**Aim of the task**: Gather from the listing below each line that includes the word "page", and copy it.

**Given data**:
▶

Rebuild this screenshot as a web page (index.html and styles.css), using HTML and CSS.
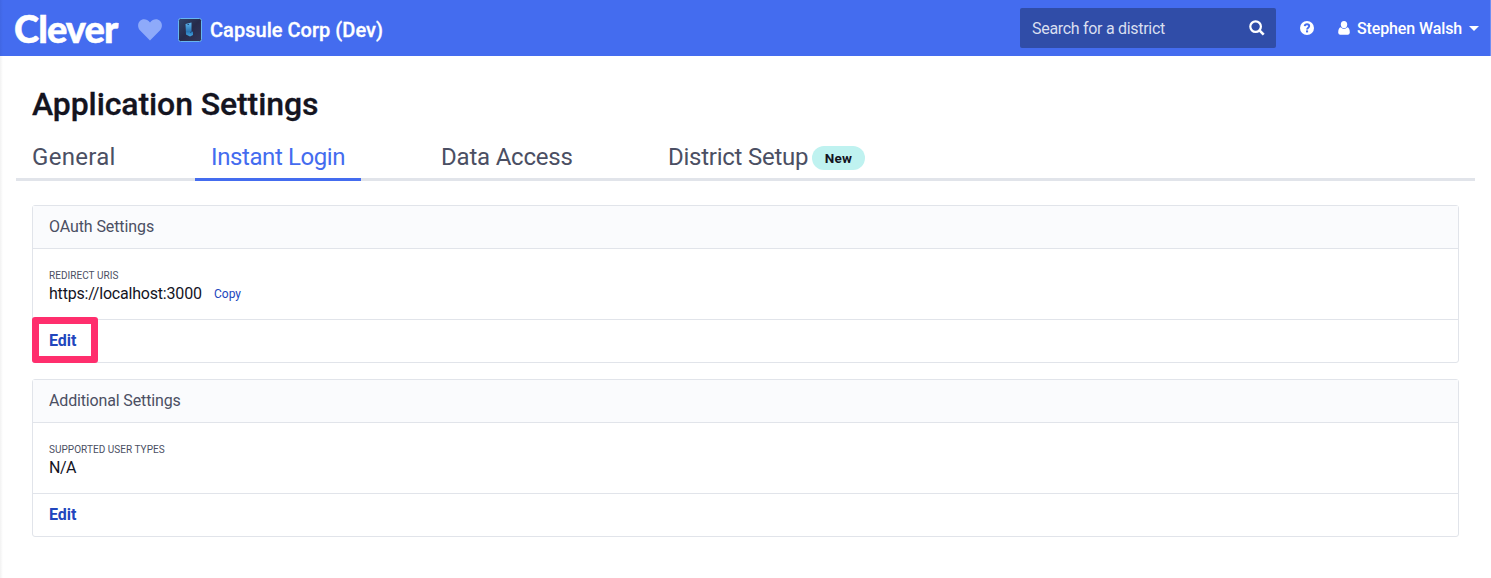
FILE: index.html
```html
<!DOCTYPE html>
<html lang="en">
<head>
<meta charset="utf-8">
<title>Application Settings</title>
<link rel="stylesheet" href="styles.css">
</head>
<body>
<header class="topbar">
  <span class="logo">Clever</span>
  <svg class="heart" width="24" height="22" viewBox="0 0 24 22"><path d="M12 21.5 1.9 11.3C-.6 8.5-.4 4.200 1.900 2 4.500-.5 9-.3 12 3.400 15-.3 19.500-.5 22.100 2c2.300 2.200 2.500 6.500 0 9.300z"/></svg>
  <svg class="app-icon" width="24" height="24" viewBox="0 0 24 24">
    <defs>
      <linearGradient id="tile" x1="0" y1="0" x2="1" y2="1"><stop offset="0" stop-color="#30466c"/><stop offset=".5" stop-color="#262b4b"/><stop offset="1" stop-color="#343658"/></linearGradient>
      <linearGradient id="capsule" x1="0" y1="0" x2="0" y2="1"><stop offset="0" stop-color="#5fb5ec"/><stop offset=".65" stop-color="#2874b4"/><stop offset="1" stop-color="#43a4e0"/></linearGradient>
    </defs>
    <rect x=".5" y=".5" width="23" height="23" rx="2" fill="url(#tile)" stroke="#68b5ef"/>
    <path d="M7.500 6 13.500 4.500v8.500l1.500 1v3l-3 1.500-4-2z" fill="url(#capsule)"/>
    <path d="M9.500 6.500h1.500M12 14.500l2-1" stroke="#1d4a80" fill="none"/>
  </svg>
  <span class="app-name">Capsule Corp (Dev)</span>
  <div class="search">
    <span class="search-hint">Search for a district</span>
    <svg width="16" height="16" viewBox="0 0 16 16" fill="none" stroke="#fff"><circle cx="6.600" cy="6.600" r="5.300" stroke-width="2.200"/><path d="m10.700 10.700 4 4" stroke-width="2.600"/></svg>
  </div>
  <svg class="help" width="14" height="14" viewBox="0 0 14 14"><circle cx="7" cy="7" r="7" fill="#fff"/><path d="M4.700 5.200C4.900 3.800 5.900 3.300 7 3.300c1.300 0 2.200.7 2.200 1.800C9.200 6.800 7.100 6.700 7.100 8.500" fill="none" stroke="#446cef" stroke-width="1.900"/><path d="M6 9.400h2.100v2H6z" fill="#446cef"/></svg>
  <svg class="person" width="12" height="14" viewBox="0 0 12 14"><ellipse cx="6" cy="3.600" rx="3.200" ry="3.600"/><path d="M2.700 6.300Q6 9.600 9.300 6.300 11.800 7 11.800 11.800 11.500 13.800 9.800 13.800H2.200Q.5 13.800.2 11.800.2 7 2.700 6.300z"/></svg>
  <span class="user">Stephen Walsh</span>
  <svg class="caret" width="10" height="5" viewBox="0 0 10 5"><path d="M0 0h10L5 5z"/></svg>
</header>
<main class="page">
  <h1 class="title">Application Settings</h1>
  <nav class="tabs">
    <a class="tab tab-general">General</a>
    <a class="tab tab-login active">Instant Login</a>
    <a class="tab tab-data">Data Access</a>
    <a class="tab tab-setup"><span class="setup-label">District Setup</span><span class="badge">New</span></a>
  </nav>
  <section class="card">
    <h2 class="card-head"><span class="t-oauth">OAuth Settings</span></h2>
    <div class="card-body">
      <div class="label t-uris">REDIRECT URIS</div>
      <div class="value"><span class="t-url">https://localhost:3000</span><a class="copy">Copy</a></div>
    </div>
    <div class="card-foot"><a class="edit">Edit</a><span class="highlight"></span></div>
  </section>
  <section class="card">
    <h2 class="card-head"><span class="t-additional">Additional Settings</span></h2>
    <div class="card-body">
      <div class="label t-types">SUPPORTED USER TYPES</div>
      <div class="value"><span class="t-na">N/A</span></div>
    </div>
    <div class="card-foot"><a class="edit">Edit</a></div>
  </section>
</main>
<div class="edge"></div>
</body>
</html>
```
FILE: styles.css
```css
* { box-sizing: border-box; }
body { margin: 0; height: 578px; overflow: hidden; background: #fff; color: #14141f; font-family: Roboto, "Liberation Sans", sans-serif; font-size: 16px; }
span, a { white-space: nowrap; }
svg { display: block; flex: none; }

.topbar { display: flex; align-items: center; height: 56px; padding-left: 14px; background: #446cef; border-right: 1px solid #6f8df3; color: #fff; }
.logo { width: 124px; font: 900 38px/56px Lato, sans-serif; letter-spacing: -.9px; -webkit-text-stroke: .5px #fff; }
.heart { margin-top: 4px; fill: #8eaafa; }
.app-icon { margin: 4px 8px 0 16px; }
.app-name { width: 810px; padding-top: 4px; font-size: 20px; font-weight: 500; letter-spacing: .03px; -webkit-text-stroke: .3px #fff; }
.search { display: flex; align-items: center; justify-content: space-between; flex: none; width: 256px; height: 40px; padding: 0 11px 0 12px; border-radius: 2px; background: #304da8; }
.search-hint { color: #d9dff0; letter-spacing: -.3px; }
.help { margin-left: 24px; }
.person { margin: 0 7px 0 24px; fill: #fff; }
.user { width: 106px; font-weight: 500; letter-spacing: -.12px; }
.caret { margin-left: 6px; fill: #fff; }

.page { padding: 28px 32px 0; }
.title { margin: 0; font-size: 32px; line-height: 40px; height: 42px; font-weight: 500; letter-spacing: -.1px; -webkit-text-stroke: .3px #14141f; }
.tabs { display: flex; height: 55px; margin: 0 -16px 24px; border-bottom: 3px solid #e1e4ea; }
.tab { height: 55px; padding: 14px 16px 0; color: #4b4f63; font-size: 24px; line-height: 34px; }
.tab-general { width: 115px; margin-right: 64px; letter-spacing: .3px; }
.tab-login { width: 166px; margin-right: 64px; letter-spacing: -.4px; }
.tab-data { width: 163px; margin-right: 64px; letter-spacing: -.2px; }
.tab-setup { display: flex; align-items: flex-start; letter-spacing: -.25px; }
.setup-label { width: 144px; }
.active { color: #446cef; border-bottom: 3px solid #446cef; }
.badge { width: 53px; height: 24px; margin-top: 6px; border-radius: 12px; background: #bff2f0; color: #14141f; font-size: 13.500px; font-weight: 700; line-height: 25px; letter-spacing: .2px; text-align: center; }

.card { height: 158px; margin-bottom: 16px; border: 1px solid #e1e4ea; border-radius: 3px; }
.card-head { height: 43px; margin: 0; padding-left: 16px; border-bottom: 1px solid #e1e4ea; background: #fafbfd; color: #4b4f63; font-size: 16px; font-weight: 400; line-height: 42px; }
.t-oauth { letter-spacing: -.1px; }
.t-additional { letter-spacing: -.15px; }
.card-body { height: 71px; padding: 20px 16px 0; border-bottom: 1px solid #e1e4ea; }
.label { color: #4b4f63; font-size: 10px; line-height: 14px; letter-spacing: .04px; }
.value { display: flex; align-items: center; line-height: 22px; }
.t-url { width: 165px; letter-spacing: -.2px; }
.t-na { letter-spacing: -.5px; }
.copy { color: #2146bd; font-size: 12px; }
.card-foot { position: relative; height: 42px; padding-left: 16px; line-height: 42px; }
.edit { color: #2146bd; font-weight: 700; }
.highlight { position: absolute; left: -1px; top: -3px; width: 66px; height: 46px; border: 7px solid #ff2e6d; border-radius: 3px; }
.edge { position: absolute; left: 0; top: 0; width: 3px; height: 578px; background: linear-gradient(90deg, rgba(0,0,0,.05), rgba(0,0,0,0)); }
```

◀

**Exercise solution**:
Rebuild this screenshot as a web page (index.html and styles.css), using HTML and CSS.
<main class="page">
.page { padding: 28px 32px 0; }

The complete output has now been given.